Some Senior Counsel (Jebby) also request AOD and CAVC cases to distribute evenly among their chief group. We are eliminating their need to do this with the logic listed above for automatic case assignment, and I've been questioning the efficiency of senior counsel and others doing so much active "case management", so I initially was thinking we could do the same with overtime cases

But posing the question to you both - what if we added this senior counsel caveat to our automatic case assignment logic?

Proposed requirements

cmgiven commented 6 years ago

That would be pretty easily incorporated. I would suggest just not changing the total batch size used for calculating the AOD rate, as it seems like this will be more sporadic.

The other option, though, would be to enable the lawyer to request the next available genpop case directly. Depending on what we want, that could either be never AOD, the same probability of AOD as judge-requested cases, or always AOD if genpop AOD is available.

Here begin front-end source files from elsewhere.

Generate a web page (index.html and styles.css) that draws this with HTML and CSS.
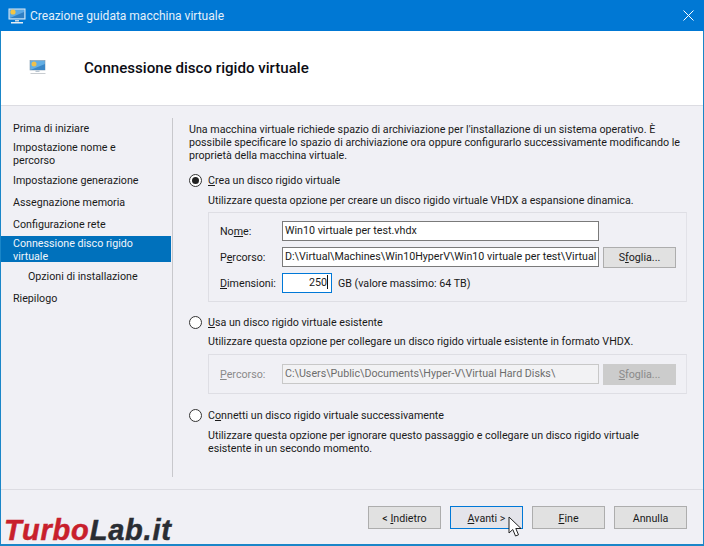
FILE: index.html
```html
<!DOCTYPE html>
<html lang="it">
<head>
<meta charset="utf-8">
<title>Creazione guidata macchina virtuale</title>
<link rel="stylesheet" href="styles.css">
</head>
<body>
<div class="window">
  <div class="titlebar">
    <svg class="title-icon" width="18" height="18" viewBox="0 0 18 18"><rect x="1" y="2" width="16" height="10" fill="#5aa9e6" stroke="#dfe9f2" stroke-width="1"/><path d="M2 11L16 5V11Z" fill="#2f7fc4"/><circle cx="5" cy="5" r="2.6" fill="#f4c542"/><rect x="7" y="13" width="4" height="1.5" fill="#c9d6e2"/><rect x="3" y="15" width="12" height="1.5" fill="#e6edf3"/></svg>
    <span class="title-text">Creazione guidata macchina virtuale</span>
    <svg class="close" width="11" height="11" viewBox="0 0 11 11"><path d="M.5.5L10.500 10.500M10.500.5L.5 10.500" stroke="#fff" stroke-width="1" fill="none"/></svg>
  </div>
  <div class="header">
    <svg class="header-icon" width="18" height="16" viewBox="0 0 18 16"><rect x="1" y="0.5" width="15" height="9.5" fill="#62aee4" stroke="#7d97ad" stroke-width=".6"/><path d="M1.500 10L16 4V10Z" fill="#3a86c6"/><circle cx="5" cy="4" r="2.500" fill="#eec04c"/><rect x="6.500" y="10.500" width="4" height="1.500" fill="#b9c6d2"/><rect x="1.500" y="13" width="15" height="1" fill="#c8ccd0"/></svg>
    <h1 class="header-title">Connessione disco rigido virtuale</h1>
  </div>
  <div class="body">
    <nav class="steps">
      <div class="step s1">Prima di iniziare</div>
      <div class="step s2">Impostazione nome e<br>percorso</div>
      <div class="step s3">Impostazione generazione</div>
      <div class="step s3b">Assegnazione memoria</div>
      <div class="step s3b">Configurazione rete</div>
      <div class="step selected">Connessione disco rigido<br>virtuale</div>
      <div class="step sub">Opzioni di installazione</div>
      <div class="step s3b">Riepilogo</div>
    </nav>
    <main class="content">
      <p class="intro">Una macchina virtuale richiede spazio di archiviazione per l'installazione di un sistema operativo. È<br>possibile specificare lo spazio di archiviazione ora oppure configurarlo successivamente modificando le<br>proprietà della macchina virtuale.</p>

      <div class="radio-row first"><span class="radio checked"></span><span><u>C</u>rea un disco rigido virtuale</span></div>
      <p class="desc">Utilizzare questa opzione per creare un disco rigido virtuale VHDX a espansione dinamica.</p>
      <div class="group g1">
        <div class="row">
          <label class="lbl">No<u>m</u>e:</label>
          <div class="input wide">Win10 virtuale per test.vhdx</div>
        </div>
        <div class="row">
          <label class="lbl">P<u>e</u>rcorso:</label>
          <div class="input wide">D:\Virtual\Machines\Win10HyperV\Win10 virtuale per test\Virtual</div>
          <div class="btn browse">S<u>f</u>oglia...</div>
        </div>
        <div class="row">
          <label class="lbl"><u>D</u>imensioni:</label>
          <div class="input size">250<span class="caret"></span></div>
          <span class="unit">GB (valore massimo: 64 TB)</span>
        </div>
      </div>

      <div class="radio-row second"><span class="radio"></span><span><u>U</u>sa un disco rigido virtuale esistente</span></div>
      <p class="desc d2">Utilizzare questa opzione per collegare un disco rigido virtuale esistente in formato VHDX.</p>
      <div class="group g2">
        <div class="row">
          <label class="lbl off"><u>P</u>ercorso:</label>
          <div class="input wide disabled">C:\Users\Public\Documents\Hyper-V\Virtual Hard Disks\</div>
          <div class="btn browse btn-off"><u>S</u>foglia...</div>
        </div>
      </div>

      <div class="radio-row third"><span class="radio"></span><span>C<u>o</u>nnetti un disco rigido virtuale successivamente</span></div>
      <p class="desc d3">Utilizzare questa opzione per ignorare questo passaggio e collegare un disco rigido virtuale<br>esistente in un secondo momento.</p>
    </main>
  </div>
  <div class="footer">
    <div class="btn foot">&lt; <u>I</u>ndietro</div>
    <div class="btn foot default"><u>A</u>vanti &gt;</div>
    <div class="btn foot"><u>F</u>ine</div>
    <div class="btn foot">Annulla</div>
  </div>
  <div class="watermark"><span class="wm-turbo">Turbo</span><span class="wm-lab">Lab.it</span></div>
  <svg class="cursor" width="15" height="23" viewBox="0 0 15 23"><path d="M1 1V17L4.800 13.500L7.500 20L10.500 18.800L7.800 12.500H13Z" fill="#fff" stroke="#222" stroke-width="1" stroke-linejoin="round"/></svg>
</div>
</body>
</html>
```

FILE: styles.css
```css
* { box-sizing: border-box; }
html, body { margin: 0; padding: 0; }
body { width: 704px; height: 546px; overflow: hidden; font-family: Roboto, "Noto Sans", sans-serif; font-size: 10.7px; color: #1a1a1a; }
p, h1 { margin: 0; }
u { text-underline-offset: 1px; }

.window { position: relative; width: 704px; height: 546px; display: flex; flex-direction: column; background: #f0f0f5; border: solid #1a86c8; border-width: 0 1px 2px 1px; }

.titlebar { flex: none; height: 31px; margin: 0 -1px; background: #0078d4; color: #e4f0fa; display: flex; align-items: center; padding-left: 8px; font-size: 12px; }
.title-icon { flex: none; margin-right: 4px; }
.title-text { flex: 1; }
.close { flex: none; margin-right: 10px; }

.header { flex: none; height: 75px; background: #fff; border-bottom: 1px solid #dcdce2; display: flex; align-items: center; padding: 0 0 0 28px; }
.header-icon { flex: none; margin-right: 37px; }
.header-title { font-size: 15.1px; font-weight: 500; color: #0c0c14; }

.body { flex: 1; display: flex; min-height: 0; padding-top: 12px; border-bottom: 1px solid #dcdce2; }

.steps { flex: none; width: 172px; height: 359px; border-right: 1px solid #c8c8cc; padding-top: 4px; line-height: 13px; }
.step { padding-left: 12px; }
.s2 { margin-top: 6px; }
.s3 { margin-top: 7px; }
.s3b { margin-top: 9px; }
.selected { margin-top: 5px; padding-top: 1px; height: 26px; background: #0071bc; color: #f0f6fb; width: 170px; }
.sub { padding-left: 27px; margin-top: 8px; }

.content { flex: 1; padding: 5px 0 0 16px; line-height: 13px; min-width: 0; }
.intro { white-space: nowrap; }

.radio-row { display: flex; align-items: center; height: 14px; gap: 6px; }
.first { margin-top: 11px; }
.second { margin-top: 13px; }
.third { margin-top: 14px; }
.radio { flex: none; width: 13px; height: 13px; border: 1px solid #333; border-radius: 50%; background: #fff; display: flex; align-items: center; justify-content: center; }
.checked::after { content: ""; width: 7px; height: 7px; border-radius: 50%; background: #222; }

.desc { margin: 7px 0 0 19px; white-space: nowrap; }
.d2 { margin-top: 6px; }
.d3 { margin-top: 7px; }

.group { width: 479px; margin: 5px 0 0 19px; border: 1px solid #dedee4; border-right-color: #e2e2e8; padding: 8px 0 0 11px; }
.g1 { height: 90px; }
.g2 { height: 40px; margin-top: 6px; padding-top: 9px; }

.row { display: flex; align-items: center; height: 20px; margin-bottom: 6px; }
.lbl { flex: none; width: 62px; }
.off { color: #8a8a8a; }
.input { flex: none; height: 20px; border: 1px solid #7a7a7a; background: #fff; padding: 0 2px; line-height: 18px; white-space: nowrap; overflow: hidden; }
.wide { width: 317px; }
.size { width: 50px; border-color: #0078d7; text-align: right; padding-right: 3px; }
.caret { display: inline-block; width: 1px; height: 14px; background: #111; vertical-align: -3px; }
.unit { margin-left: 6px; }
.disabled { background: #f2f2f4; border-color: #c8c8c8; color: #6d6d6d; }

.btn { flex: none; background: #e1e1e1; border: 1px solid #adadad; text-align: center; white-space: nowrap; }
.browse { width: 73px; height: 21px; margin-left: 4px; line-height: 20px; }
.btn-off { background: #ccc; border-color: #ccc; color: #8a8a8a; }

.footer { flex: none; height: 54px; display: flex; justify-content: flex-end; gap: 9px; padding: 16px 16px 0 0; }
.foot { width: 73px; height: 23px; line-height: 23px; }
.default { border-color: #0078d7; background: #e4e4ea; }

.watermark { position: absolute; left: 3px; bottom: -1px; font-family: "Liberation Sans", sans-serif; font-style: italic; font-weight: 700; font-size: 29px; line-height: 30px; letter-spacing: .8px; white-space: nowrap; -webkit-text-stroke: .5px currentColor; }
.wm-turbo { color: #c8202c; }
.wm-lab { color: #2a2d33; }

.cursor { position: absolute; left: 507px; top: 516px; }
```
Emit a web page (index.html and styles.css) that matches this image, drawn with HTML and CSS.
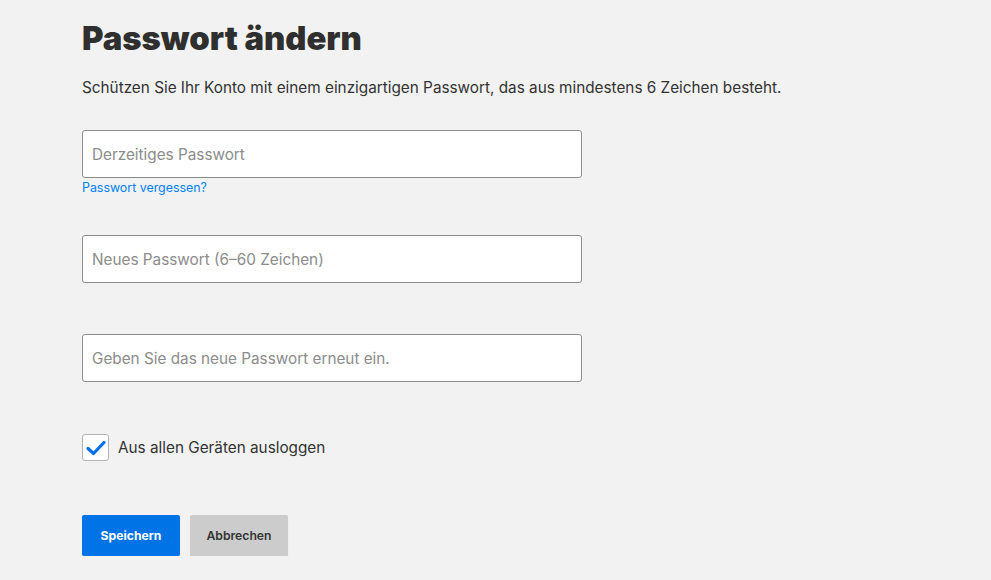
FILE: index.html
```html
<!DOCTYPE html>
<html lang="de">
<head>
<meta charset="utf-8">
<link rel="stylesheet" href="styles.css">
</head>
<body>
<main class="page">
  <h1 class="title">Passwort ändern</h1>
  <p class="lead">Schützen Sie Ihr Konto mit einem einzigartigen Passwort, das aus mindestens 6 Zeichen besteht.</p>
  <form class="form">
    <div class="field first">
      <input class="input" type="password" placeholder="Derzeitiges Passwort">
      <a class="forgot" href="#">Passwort vergessen?</a>
    </div>
    <div class="field second">
      <input class="input" type="password" placeholder="Neues Passwort (6–60 Zeichen)">
    </div>
    <div class="field third">
      <input class="input" type="password" placeholder="Geben Sie das neue Passwort erneut ein.">
    </div>
    <label class="check">
      <span class="box"><svg width="20" height="16" viewBox="0 0 20 16"><path d="M2 8.5 L7.5 13.5 L18 2.5" fill="none" stroke="#0071eb" stroke-width="3.2" stroke-linecap="round" stroke-linejoin="round"/></svg></span>
      <span class="check-label">Aus allen Geräten ausloggen</span>
    </label>
    <div class="actions">
      <button type="button" class="btn primary">Speichern</button>
      <button type="button" class="btn secondary">Abbrechen</button>
    </div>
  </form>
</main>
</body>
</html>
```

FILE: styles.css
```css
html, body {
  margin: 0;
  padding: 0;
  background: #f2f2f2;
}
body {
  font-family: Inter, "Noto Sans", "Liberation Sans", sans-serif;
  color: #333;
}
.page {
  padding: 18px 0 0 82px;
}
.title {
  margin: 0;
  font-size: 32.8px;
  line-height: 40px;
  font-weight: 900;
  color: #2f2f2f;
  letter-spacing: 0;
}
.lead {
  margin: 20px 0 0;
  font-size: 15.3px;
  line-height: 20px;
  color: #333;
}
.form {
  display: flex;
  flex-direction: column;
}
.field {
  display: flex;
  flex-direction: column;
  width: 500px;
}
.field.first { margin-top: 32px; }
.field.second { margin-top: 39px; }
.field.third { margin-top: 51px; }
.input {
  box-sizing: border-box;
  width: 500px;
  height: 48px;
  border: 1px solid #8c8c8c;
  border-radius: 3px;
  background: #fff;
  padding: 0 9px;
  font-family: inherit;
  font-size: 15.3px;
  color: #333;
  outline: none;
}
.input::placeholder {
  color: #8c8c8c;
}
.forgot {
  margin-top: 2px;
  font-size: 12.4px;
  line-height: 16px;
  color: #0080ff;
  text-decoration: none;
}
.check {
  display: flex;
  align-items: center;
  gap: 9px;
  margin-top: 52px;
}
.box {
  box-sizing: border-box;
  width: 27px;
  height: 27px;
  border: 1px solid #b3b3b3;
  border-radius: 3px;
  background: #fff;
  display: flex;
  align-items: center;
  justify-content: center;
}
.check-label {
  font-size: 15.3px;
  color: #333;
}
.actions {
  display: flex;
  gap: 10px;
  margin-top: 54px;
}
.btn {
  height: 41px;
  border: none;
  border-radius: 2px;
  font-family: inherit;
  font-size: 12.2px;
  font-weight: 700;
  padding: 0;
  box-shadow: 0 1px 1px rgba(0,0,0,0.15);
}
.primary {
  width: 98px;
  background: #0073e6;
  color: #fff;
}
.secondary {
  width: 98px;
  background: #cccccc;
  color: #333;
  font-weight: 600;
}
```
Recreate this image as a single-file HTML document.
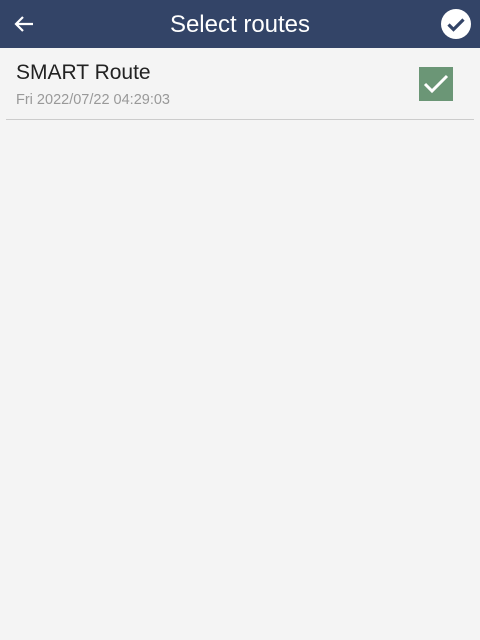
<!DOCTYPE html>
<html><head><style>
body{margin:0;width:480px;height:640px;background:#f4f4f4;font-family:"Liberation Sans",sans-serif;position:relative;overflow:hidden}
.bar{position:absolute;left:0;top:0;width:480px;height:48px;background:#334467}
.title{position:absolute;left:0;width:480px;top:11px;text-align:center;color:#fff;font-size:24px}
.name{position:absolute;left:16px;top:61px;font-size:21px;color:#222}
.date{position:absolute;left:16px;top:92px;font-size:14.5px;color:#999}
.line{position:absolute;left:6px;width:468px;top:119px;height:1px;background:#ccc}
.cb{position:absolute;left:419px;top:67px;width:34px;height:34px;background:#6b9676}
</style></head><body>
<div class="bar"></div>
<div class="title">Select routes</div>
<svg style="position:absolute;left:12px;top:12px" width="24" height="24" viewBox="0 0 24 24"><path d="M21 12H4M11 5l-7 7 7 7" stroke="#fff" stroke-width="2.2" fill="none"/></svg>
<svg style="position:absolute;left:440px;top:8px" width="32" height="32" viewBox="0 0 32 32"><circle cx="16" cy="16" r="15" fill="#fff"/><path d="M8.5 16.5l5 5 10-10" stroke="#334467" stroke-width="3.2" fill="none"/></svg>
<div class="name">SMART Route</div>
<div class="date">Fri 2022/07/22 04:29:03</div>
<div class="cb"><svg width="34" height="34" viewBox="0 0 34 34"><path d="M6 17l7 7 15-15" stroke="#fff" stroke-width="3" fill="none"/></svg></div>
<div class="line"></div>
</body></html>
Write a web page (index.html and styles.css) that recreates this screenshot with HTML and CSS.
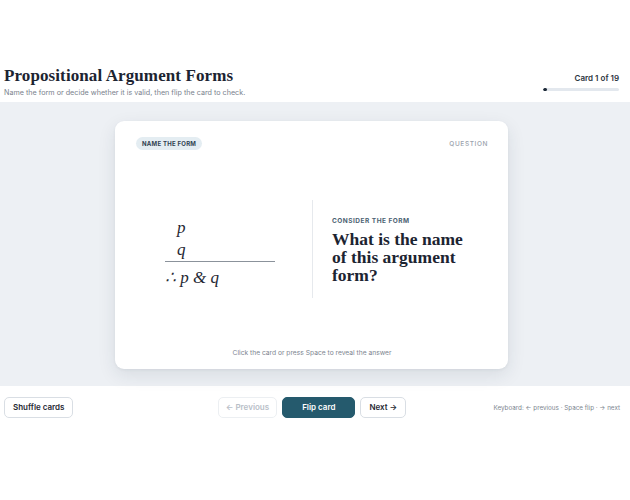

lpciferri commented 6 years ago

Interesting thought. Given the approval process for overtime cases, I'm not sure the Board would buy into attorneys requesting overtime cases directly. @nicholasholtz what do you think?

lpciferri commented 6 years ago

potential wrinkle - chief judges will have to request cases because they have to sign 5 cases per week (compared to the VLJ quota of 20 cases per week), but they don't have any attorneys. how will we define their batch size?

cmgiven commented 6 years ago

We can handle that. We'll just define their batch size at 5, and add (number of chiefs * 5) to the total batch size. Or we can do 10 if they prefer more of a biweekly schedule.